Last week, I talked about how it seems that many women lose interest in sex when they're in long-term relationships.
What I didn't get around to saying is that I have a hypothesis about why:
Because men either aren't attuned enough to women's sexual pleasure, or else they get lazy about making sure it will happen — and it's a lot easier to be interested in sex when you're getting off 100 percent of the time that you have it.
It's much less easy when you're getting off only a fraction of that time.
Dudes of America, if I may ask for your attention, please realize that while it may be nearly automatic for you to enjoy the act of man-on-woman sexual intercourse — for you to enjoy jabbing your phallus into the most sensitive female body part, again and again and again, often disrupting one's stomach, full of one's evening meal (not to mention a few other vital organs involved in digestion) — it's not always so straight-forward for women.

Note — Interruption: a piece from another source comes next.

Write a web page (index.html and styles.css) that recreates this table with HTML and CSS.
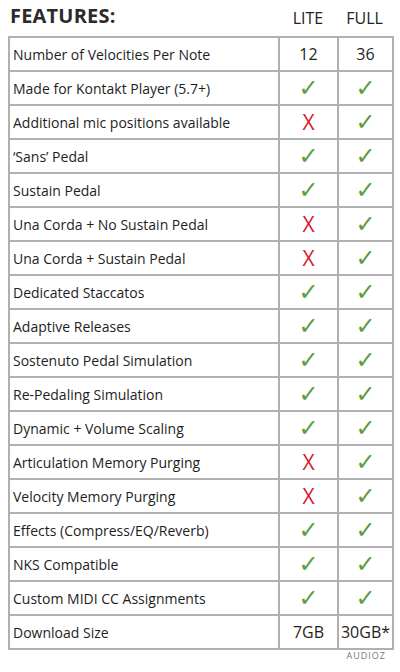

Think about it, hombres: We allow you to poke that tuberous body part of yours repeatedly into a place where it barely fits, while you crush us from the waist-down with your greater body weight, and often tear at our hair — or simply pin it down under your forearms so that we can't move our heads without disrupting the whole firecracker that we are praying will explode now in the hopes we can get to sleep that much sooner! — and you are often biting us in the process. Plus, you guys pretty much always experience the bliss of orgasm, whereas we have no guarantee that we'll enjoy such nirvana.
So is it really that surprising we don't always love it?
I mean, many of you hetero guys define sex as: "Any act which results in the getting off of the male." I personally, as a woman, would prefer it if your definition was more like: ""An interaction which results in the getting off of the male — and the female."
Of course, the female orgasm is a relatively complicated matter, compared to male ejaculation. Often, both partners needs to put in some time, and to have patience and dexterity if a lady is to achieve climax. I do think an adult woman should know how to orgasm, on her own, and if she's never had the experience, she shouldn't put the pressure on you, the man, to provide it. She should get herself a vibrator and figure it out. But once she's done that bit of homework, it's up to both of you to make sure she enjoys orgasmic pleasure on a regular basis —if you want to keep her around, and keep her interested in the shagging.
So, maybe, guys, just maybe, if you feel your sex life is flagging, you should put a little more effort into pleasing your lady! Just saying.
(Mens and womens: Do you think I'm onto something here?)
And I know, I know: You males are gonna say we females should tell you what we want — otherwise, how are you to know? And fair enough. It's just that it can be kind of annoying to feel you have to ask every time, or remind a person, or have a discussion about it. So can you meet us halfway, please?